- _AIM_: Write each line of the material exactly as given, from the top through the line that contains "type Row = [string, string];", and omit all pictures.

- _TASK DATA_:
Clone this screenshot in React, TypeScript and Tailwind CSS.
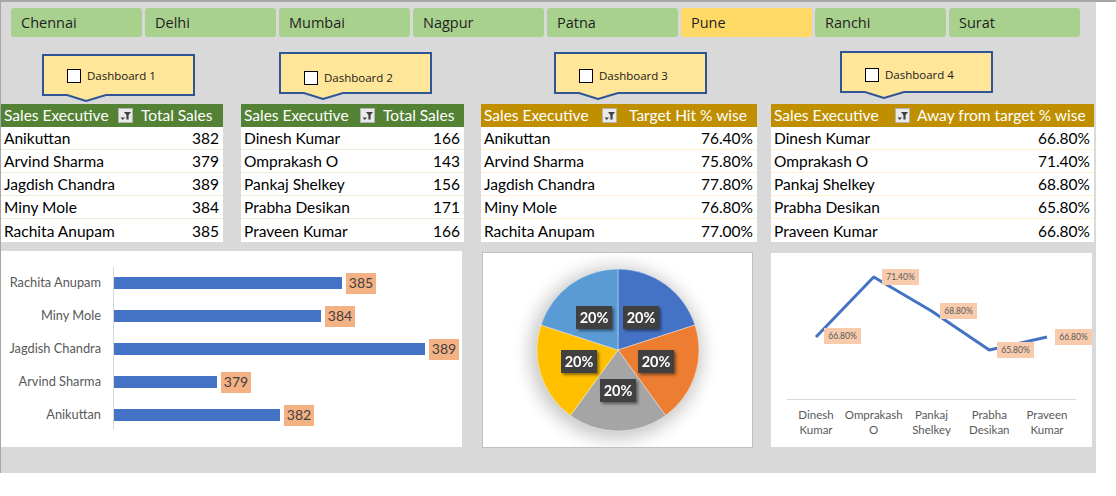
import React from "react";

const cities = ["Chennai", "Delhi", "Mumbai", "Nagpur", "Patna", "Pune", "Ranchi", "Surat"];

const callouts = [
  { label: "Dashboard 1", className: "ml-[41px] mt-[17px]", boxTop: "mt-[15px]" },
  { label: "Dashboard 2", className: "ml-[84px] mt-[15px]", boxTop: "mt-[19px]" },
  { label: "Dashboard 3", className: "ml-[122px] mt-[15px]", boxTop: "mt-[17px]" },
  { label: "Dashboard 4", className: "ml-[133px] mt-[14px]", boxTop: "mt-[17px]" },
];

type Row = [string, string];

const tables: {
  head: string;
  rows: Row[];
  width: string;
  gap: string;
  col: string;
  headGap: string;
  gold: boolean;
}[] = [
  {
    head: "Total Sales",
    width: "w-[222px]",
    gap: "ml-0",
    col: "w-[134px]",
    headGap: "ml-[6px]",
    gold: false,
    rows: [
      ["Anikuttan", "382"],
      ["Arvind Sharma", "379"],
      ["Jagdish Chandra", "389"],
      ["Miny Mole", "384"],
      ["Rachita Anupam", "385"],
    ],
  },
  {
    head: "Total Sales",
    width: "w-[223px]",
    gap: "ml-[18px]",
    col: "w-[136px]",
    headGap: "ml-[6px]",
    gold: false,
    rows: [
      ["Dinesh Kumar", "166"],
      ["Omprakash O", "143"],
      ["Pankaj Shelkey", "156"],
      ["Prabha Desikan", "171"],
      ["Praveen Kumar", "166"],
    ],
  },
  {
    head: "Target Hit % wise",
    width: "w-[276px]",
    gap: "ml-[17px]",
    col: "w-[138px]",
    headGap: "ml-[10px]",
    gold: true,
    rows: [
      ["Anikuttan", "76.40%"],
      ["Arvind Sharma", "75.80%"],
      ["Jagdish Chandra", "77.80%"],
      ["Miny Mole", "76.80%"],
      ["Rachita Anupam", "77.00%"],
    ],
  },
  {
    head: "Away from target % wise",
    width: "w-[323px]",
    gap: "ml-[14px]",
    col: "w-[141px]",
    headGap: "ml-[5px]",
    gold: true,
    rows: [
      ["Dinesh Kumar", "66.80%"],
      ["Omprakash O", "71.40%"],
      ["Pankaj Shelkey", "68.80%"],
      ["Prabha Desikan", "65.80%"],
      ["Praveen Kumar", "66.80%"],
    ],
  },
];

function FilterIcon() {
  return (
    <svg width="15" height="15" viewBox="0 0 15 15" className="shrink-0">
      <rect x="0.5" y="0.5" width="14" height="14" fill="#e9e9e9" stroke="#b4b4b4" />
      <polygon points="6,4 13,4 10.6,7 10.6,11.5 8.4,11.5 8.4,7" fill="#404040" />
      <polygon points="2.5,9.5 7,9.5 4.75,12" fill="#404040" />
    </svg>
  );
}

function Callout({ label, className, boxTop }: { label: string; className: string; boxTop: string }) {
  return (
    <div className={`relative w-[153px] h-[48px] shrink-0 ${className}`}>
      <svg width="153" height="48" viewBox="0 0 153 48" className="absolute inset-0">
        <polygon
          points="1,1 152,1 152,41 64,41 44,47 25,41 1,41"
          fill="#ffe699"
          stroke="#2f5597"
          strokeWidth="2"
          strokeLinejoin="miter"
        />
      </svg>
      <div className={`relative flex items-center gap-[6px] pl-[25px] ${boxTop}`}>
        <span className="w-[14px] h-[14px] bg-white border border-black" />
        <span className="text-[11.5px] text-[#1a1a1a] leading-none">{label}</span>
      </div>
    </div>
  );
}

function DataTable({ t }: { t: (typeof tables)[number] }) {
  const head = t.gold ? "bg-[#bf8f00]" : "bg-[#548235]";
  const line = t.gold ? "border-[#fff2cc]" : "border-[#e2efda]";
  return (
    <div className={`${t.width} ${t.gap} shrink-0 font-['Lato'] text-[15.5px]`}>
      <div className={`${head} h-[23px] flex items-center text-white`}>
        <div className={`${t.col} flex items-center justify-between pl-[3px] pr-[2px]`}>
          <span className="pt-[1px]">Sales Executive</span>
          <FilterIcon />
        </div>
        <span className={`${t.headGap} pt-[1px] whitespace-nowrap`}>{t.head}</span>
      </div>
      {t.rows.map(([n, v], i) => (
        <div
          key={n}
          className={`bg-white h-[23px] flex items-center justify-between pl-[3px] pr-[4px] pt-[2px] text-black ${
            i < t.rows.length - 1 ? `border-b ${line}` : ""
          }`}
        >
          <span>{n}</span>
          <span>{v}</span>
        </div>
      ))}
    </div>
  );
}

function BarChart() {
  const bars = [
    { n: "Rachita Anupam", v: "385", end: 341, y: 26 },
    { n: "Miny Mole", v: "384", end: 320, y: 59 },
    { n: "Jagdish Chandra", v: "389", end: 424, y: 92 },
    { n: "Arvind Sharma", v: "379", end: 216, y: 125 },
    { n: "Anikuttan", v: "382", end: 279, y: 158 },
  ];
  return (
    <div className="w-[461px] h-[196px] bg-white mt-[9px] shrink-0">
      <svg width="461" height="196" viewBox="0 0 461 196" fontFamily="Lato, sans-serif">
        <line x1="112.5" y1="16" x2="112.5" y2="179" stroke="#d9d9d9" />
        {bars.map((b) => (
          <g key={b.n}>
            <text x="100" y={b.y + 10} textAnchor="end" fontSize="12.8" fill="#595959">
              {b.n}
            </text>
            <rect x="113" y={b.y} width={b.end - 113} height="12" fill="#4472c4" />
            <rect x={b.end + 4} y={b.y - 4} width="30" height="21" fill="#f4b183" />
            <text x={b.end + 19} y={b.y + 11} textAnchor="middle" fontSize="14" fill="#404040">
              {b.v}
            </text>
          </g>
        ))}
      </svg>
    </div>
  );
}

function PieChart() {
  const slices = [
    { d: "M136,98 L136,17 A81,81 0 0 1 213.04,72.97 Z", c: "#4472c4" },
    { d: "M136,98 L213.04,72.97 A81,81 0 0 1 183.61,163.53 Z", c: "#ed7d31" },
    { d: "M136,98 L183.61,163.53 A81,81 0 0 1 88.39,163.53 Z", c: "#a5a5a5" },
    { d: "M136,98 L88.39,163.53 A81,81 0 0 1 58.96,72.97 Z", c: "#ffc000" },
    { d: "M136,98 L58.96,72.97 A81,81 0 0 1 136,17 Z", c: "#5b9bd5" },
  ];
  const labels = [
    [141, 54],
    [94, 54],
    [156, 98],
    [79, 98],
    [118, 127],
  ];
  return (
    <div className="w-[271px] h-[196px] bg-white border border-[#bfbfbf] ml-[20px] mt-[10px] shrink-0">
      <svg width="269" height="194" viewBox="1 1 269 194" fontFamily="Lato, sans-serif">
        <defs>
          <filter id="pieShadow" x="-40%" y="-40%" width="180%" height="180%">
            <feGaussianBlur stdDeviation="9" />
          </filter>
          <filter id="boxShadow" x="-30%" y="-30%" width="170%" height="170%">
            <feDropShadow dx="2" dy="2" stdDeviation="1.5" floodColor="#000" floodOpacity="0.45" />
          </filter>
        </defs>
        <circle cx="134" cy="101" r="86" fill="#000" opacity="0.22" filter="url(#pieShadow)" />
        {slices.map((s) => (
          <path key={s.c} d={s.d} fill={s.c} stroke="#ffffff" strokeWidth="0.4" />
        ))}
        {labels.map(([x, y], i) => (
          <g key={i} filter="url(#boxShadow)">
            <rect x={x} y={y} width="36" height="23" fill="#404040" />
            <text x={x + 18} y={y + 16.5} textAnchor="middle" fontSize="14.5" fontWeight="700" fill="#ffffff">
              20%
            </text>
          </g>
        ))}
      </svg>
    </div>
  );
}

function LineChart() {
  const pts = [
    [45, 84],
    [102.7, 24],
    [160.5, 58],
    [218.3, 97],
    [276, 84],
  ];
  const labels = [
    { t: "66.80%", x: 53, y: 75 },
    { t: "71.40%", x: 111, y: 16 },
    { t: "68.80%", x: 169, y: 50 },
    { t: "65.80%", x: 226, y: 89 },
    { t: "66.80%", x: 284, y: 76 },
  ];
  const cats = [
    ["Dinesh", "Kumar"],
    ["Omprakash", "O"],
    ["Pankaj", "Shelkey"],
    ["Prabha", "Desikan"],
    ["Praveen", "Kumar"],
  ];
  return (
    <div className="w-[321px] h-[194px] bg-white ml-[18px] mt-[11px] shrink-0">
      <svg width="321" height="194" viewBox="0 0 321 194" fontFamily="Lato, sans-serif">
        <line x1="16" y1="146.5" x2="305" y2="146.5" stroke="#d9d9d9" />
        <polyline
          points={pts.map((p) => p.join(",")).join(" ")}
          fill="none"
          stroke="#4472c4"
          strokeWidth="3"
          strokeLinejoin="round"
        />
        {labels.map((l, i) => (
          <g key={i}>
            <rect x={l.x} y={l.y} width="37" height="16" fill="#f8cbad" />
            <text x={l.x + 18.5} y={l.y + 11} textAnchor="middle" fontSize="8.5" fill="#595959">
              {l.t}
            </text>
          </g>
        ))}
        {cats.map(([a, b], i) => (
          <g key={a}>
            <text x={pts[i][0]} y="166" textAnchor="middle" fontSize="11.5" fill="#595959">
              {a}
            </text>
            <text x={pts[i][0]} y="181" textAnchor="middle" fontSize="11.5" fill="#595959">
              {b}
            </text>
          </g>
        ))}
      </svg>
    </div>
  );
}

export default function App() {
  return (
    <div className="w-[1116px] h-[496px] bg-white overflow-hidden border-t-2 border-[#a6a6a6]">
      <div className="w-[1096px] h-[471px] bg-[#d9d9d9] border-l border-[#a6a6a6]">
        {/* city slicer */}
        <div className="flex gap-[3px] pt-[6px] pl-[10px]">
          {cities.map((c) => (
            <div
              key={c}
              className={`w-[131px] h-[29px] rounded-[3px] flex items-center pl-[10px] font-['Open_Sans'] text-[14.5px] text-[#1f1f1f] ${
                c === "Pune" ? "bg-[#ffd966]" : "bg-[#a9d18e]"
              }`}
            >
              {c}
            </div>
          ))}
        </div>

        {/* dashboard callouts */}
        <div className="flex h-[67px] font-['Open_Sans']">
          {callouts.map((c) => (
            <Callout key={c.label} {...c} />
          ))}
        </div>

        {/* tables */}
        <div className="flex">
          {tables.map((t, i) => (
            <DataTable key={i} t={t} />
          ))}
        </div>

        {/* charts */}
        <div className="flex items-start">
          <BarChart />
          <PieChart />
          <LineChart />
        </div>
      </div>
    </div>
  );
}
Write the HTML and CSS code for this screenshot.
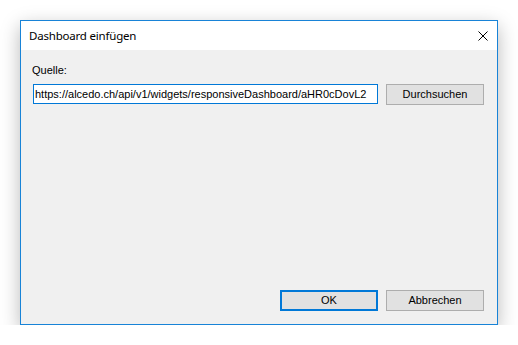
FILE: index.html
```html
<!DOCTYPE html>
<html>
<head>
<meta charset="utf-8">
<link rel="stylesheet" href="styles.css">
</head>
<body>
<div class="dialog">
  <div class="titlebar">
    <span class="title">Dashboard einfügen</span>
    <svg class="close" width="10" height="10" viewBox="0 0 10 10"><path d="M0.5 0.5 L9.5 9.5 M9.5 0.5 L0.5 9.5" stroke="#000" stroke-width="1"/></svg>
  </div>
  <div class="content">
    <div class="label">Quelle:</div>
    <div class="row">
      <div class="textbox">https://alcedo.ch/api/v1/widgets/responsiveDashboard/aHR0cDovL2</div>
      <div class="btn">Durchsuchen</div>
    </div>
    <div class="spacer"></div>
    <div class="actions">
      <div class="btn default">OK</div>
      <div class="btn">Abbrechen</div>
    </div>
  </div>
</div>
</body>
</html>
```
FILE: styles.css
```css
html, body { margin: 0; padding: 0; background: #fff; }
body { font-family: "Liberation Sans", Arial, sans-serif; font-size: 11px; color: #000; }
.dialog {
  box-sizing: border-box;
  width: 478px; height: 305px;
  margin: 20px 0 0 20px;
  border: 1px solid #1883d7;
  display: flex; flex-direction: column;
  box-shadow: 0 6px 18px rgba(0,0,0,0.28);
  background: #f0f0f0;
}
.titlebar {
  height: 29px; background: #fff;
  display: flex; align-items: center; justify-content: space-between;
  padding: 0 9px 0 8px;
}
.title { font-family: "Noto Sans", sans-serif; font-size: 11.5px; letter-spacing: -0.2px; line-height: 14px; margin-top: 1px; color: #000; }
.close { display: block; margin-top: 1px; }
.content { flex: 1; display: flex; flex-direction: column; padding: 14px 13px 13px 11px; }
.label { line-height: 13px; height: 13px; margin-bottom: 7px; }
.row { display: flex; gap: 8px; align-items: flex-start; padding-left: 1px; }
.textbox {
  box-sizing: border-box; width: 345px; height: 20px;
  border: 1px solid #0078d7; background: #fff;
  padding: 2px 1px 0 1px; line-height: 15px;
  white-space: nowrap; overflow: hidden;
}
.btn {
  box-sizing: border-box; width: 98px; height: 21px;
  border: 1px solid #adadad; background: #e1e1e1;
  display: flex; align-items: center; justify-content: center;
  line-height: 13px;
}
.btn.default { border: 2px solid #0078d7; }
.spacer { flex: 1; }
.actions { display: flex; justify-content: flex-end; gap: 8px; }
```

- _RESULT_:
Clone this screenshot in React, TypeScript and Tailwind CSS.
import React from "react";

const cities = ["Chennai", "Delhi", "Mumbai", "Nagpur", "Patna", "Pune", "Ranchi", "Surat"];

const callouts = [
  { label: "Dashboard 1", className: "ml-[41px] mt-[17px]", boxTop: "mt-[15px]" },
  { label: "Dashboard 2", className: "ml-[84px] mt-[15px]", boxTop: "mt-[19px]" },
  { label: "Dashboard 3", className: "ml-[122px] mt-[15px]", boxTop: "mt-[17px]" },
  { label: "Dashboard 4", className: "ml-[133px] mt-[14px]", boxTop: "mt-[17px]" },
];

type Row = [string, string];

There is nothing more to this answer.